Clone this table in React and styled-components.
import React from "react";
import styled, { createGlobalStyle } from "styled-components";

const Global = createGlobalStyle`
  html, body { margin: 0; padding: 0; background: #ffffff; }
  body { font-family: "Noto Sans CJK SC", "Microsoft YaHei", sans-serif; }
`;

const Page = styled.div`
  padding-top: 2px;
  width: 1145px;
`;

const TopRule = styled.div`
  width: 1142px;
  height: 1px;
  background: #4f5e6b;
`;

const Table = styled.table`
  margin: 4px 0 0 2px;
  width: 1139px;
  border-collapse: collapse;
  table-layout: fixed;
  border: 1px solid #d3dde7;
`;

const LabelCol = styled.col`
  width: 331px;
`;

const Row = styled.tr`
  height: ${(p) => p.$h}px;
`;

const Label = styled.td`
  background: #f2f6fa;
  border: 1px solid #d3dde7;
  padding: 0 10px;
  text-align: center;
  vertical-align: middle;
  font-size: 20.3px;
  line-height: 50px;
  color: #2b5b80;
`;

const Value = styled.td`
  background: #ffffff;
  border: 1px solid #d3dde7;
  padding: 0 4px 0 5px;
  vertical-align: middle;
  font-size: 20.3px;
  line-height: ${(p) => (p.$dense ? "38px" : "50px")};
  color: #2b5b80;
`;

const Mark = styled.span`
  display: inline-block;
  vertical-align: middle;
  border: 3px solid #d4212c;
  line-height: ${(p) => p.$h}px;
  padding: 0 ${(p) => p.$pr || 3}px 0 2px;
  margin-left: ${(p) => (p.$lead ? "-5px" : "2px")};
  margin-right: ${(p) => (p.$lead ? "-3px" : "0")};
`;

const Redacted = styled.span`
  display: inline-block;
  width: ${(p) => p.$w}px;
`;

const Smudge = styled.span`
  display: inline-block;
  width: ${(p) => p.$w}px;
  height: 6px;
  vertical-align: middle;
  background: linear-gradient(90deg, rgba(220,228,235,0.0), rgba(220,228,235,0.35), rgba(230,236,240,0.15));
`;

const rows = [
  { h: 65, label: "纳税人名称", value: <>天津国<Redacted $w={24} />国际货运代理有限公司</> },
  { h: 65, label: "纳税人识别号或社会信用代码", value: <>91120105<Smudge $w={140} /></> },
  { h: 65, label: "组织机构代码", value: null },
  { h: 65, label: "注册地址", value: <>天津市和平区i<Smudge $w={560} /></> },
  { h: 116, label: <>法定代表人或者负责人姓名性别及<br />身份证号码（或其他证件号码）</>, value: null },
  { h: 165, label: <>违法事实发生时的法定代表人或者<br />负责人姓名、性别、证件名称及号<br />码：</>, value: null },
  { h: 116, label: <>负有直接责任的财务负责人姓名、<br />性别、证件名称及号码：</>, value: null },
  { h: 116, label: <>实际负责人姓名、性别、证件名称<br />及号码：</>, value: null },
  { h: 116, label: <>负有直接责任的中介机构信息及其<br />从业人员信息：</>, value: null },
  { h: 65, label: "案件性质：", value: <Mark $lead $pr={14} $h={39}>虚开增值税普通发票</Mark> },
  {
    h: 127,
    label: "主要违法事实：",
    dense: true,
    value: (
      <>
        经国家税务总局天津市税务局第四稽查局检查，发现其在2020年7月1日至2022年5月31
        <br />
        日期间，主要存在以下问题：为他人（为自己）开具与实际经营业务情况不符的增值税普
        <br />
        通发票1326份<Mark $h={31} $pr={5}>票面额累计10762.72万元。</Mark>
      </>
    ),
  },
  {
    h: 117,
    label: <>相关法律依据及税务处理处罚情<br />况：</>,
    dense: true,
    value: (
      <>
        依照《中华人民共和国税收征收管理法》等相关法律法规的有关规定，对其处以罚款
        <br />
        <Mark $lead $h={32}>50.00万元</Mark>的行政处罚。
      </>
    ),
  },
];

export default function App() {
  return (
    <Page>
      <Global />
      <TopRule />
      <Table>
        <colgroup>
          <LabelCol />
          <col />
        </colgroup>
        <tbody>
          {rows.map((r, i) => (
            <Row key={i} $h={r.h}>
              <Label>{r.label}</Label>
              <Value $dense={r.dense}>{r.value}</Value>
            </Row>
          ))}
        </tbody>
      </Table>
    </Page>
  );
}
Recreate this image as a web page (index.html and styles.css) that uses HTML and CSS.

_ _ _ _ _

- **SET TASK**
Copy out each line exactly.

- **RESULT OF THIS TASK**
Clone this table in React and styled-components.
import React from "react";
import styled, { createGlobalStyle } from "styled-components";

const Global = createGlobalStyle`
  html, body { margin: 0; padding: 0; background: #ffffff; }
  body { font-family: "Noto Sans CJK SC", "Microsoft YaHei", sans-serif; }
`;

const Page = styled.div`
  padding-top: 2px;
  width: 1145px;
`;

const TopRule = styled.div`
  width: 1142px;
  height: 1px;
  background: #4f5e6b;
`;

const Table = styled.table`
  margin: 4px 0 0 2px;
  width: 1139px;
  border-collapse: collapse;
  table-layout: fixed;
  border: 1px solid #d3dde7;
`;

const LabelCol = styled.col`
  width: 331px;
`;

const Row = styled.tr`
  height: ${(p) => p.$h}px;
`;

const Label = styled.td`
  background: #f2f6fa;
  border: 1px solid #d3dde7;
  padding: 0 10px;
  text-align: center;
  vertical-align: middle;
  font-size: 20.3px;
  line-height: 50px;
  color: #2b5b80;
`;

const Value = styled.td`
  background: #ffffff;
  border: 1px solid #d3dde7;
  padding: 0 4px 0 5px;
  vertical-align: middle;
  font-size: 20.3px;
  line-height: ${(p) => (p.$dense ? "38px" : "50px")};
  color: #2b5b80;
`;

const Mark = styled.span`
  display: inline-block;
  vertical-align: middle;
  border: 3px solid #d4212c;
  line-height: ${(p) => p.$h}px;
  padding: 0 ${(p) => p.$pr || 3}px 0 2px;
  margin-left: ${(p) => (p.$lead ? "-5px" : "2px")};
  margin-right: ${(p) => (p.$lead ? "-3px" : "0")};
`;

const Redacted = styled.span`
  display: inline-block;
  width: ${(p) => p.$w}px;
`;

const Smudge = styled.span`
  display: inline-block;
  width: ${(p) => p.$w}px;
  height: 6px;
  vertical-align: middle;
  background: linear-gradient(90deg, rgba(220,228,235,0.0), rgba(220,228,235,0.35), rgba(230,236,240,0.15));
`;

const rows = [
  { h: 65, label: "纳税人名称", value: <>天津国<Redacted $w={24} />国际货运代理有限公司</> },
  { h: 65, label: "纳税人识别号或社会信用代码", value: <>91120105<Smudge $w={140} /></> },
  { h: 65, label: "组织机构代码", value: null },
  { h: 65, label: "注册地址", value: <>天津市和平区i<Smudge $w={560} /></> },
  { h: 116, label: <>法定代表人或者负责人姓名性别及<br />身份证号码（或其他证件号码）</>, value: null },
  { h: 165, label: <>违法事实发生时的法定代表人或者<br />负责人姓名、性别、证件名称及号<br />码：</>, value: null },
  { h: 116, label: <>负有直接责任的财务负责人姓名、<br />性别、证件名称及号码：</>, value: null },
  { h: 116, label: <>实际负责人姓名、性别、证件名称<br />及号码：</>, value: null },
  { h: 116, label: <>负有直接责任的中介机构信息及其<br />从业人员信息：</>, value: null },
  { h: 65, label: "案件性质：", value: <Mark $lead $pr={14} $h={39}>虚开增值税普通发票</Mark> },
  {
    h: 127,
    label: "主要违法事实：",
    dense: true,
    value: (
      <>
        经国家税务总局天津市税务局第四稽查局检查，发现其在2020年7月1日至2022年5月31
        <br />
        日期间，主要存在以下问题：为他人（为自己）开具与实际经营业务情况不符的增值税普
        <br />
        通发票1326份<Mark $h={31} $pr={5}>票面额累计10762.72万元。</Mark>
      </>
    ),
  },
  {
    h: 117,
    label: <>相关法律依据及税务处理处罚情<br />况：</>,
    dense: true,
    value: (
      <>
        依照《中华人民共和国税收征收管理法》等相关法律法规的有关规定，对其处以罚款
        <br />
        <Mark $lead $h={32}>50.00万元</Mark>的行政处罚。
      </>
    ),
  },
];

export default function App() {
  return (
    <Page>
      <Global />
      <TopRule />
      <Table>
        <colgroup>
          <LabelCol />
          <col />
        </colgroup>
        <tbody>
          {rows.map((r, i) => (
            <Row key={i} $h={r.h}>
              <Label>{r.label}</Label>
              <Value $dense={r.dense}>{r.value}</Value>
            </Row>
          ))}
        </tbody>
      </Table>
    </Page>
  );
}
Recreate this image as a web page (index.html and styles.css) that uses HTML and CSS.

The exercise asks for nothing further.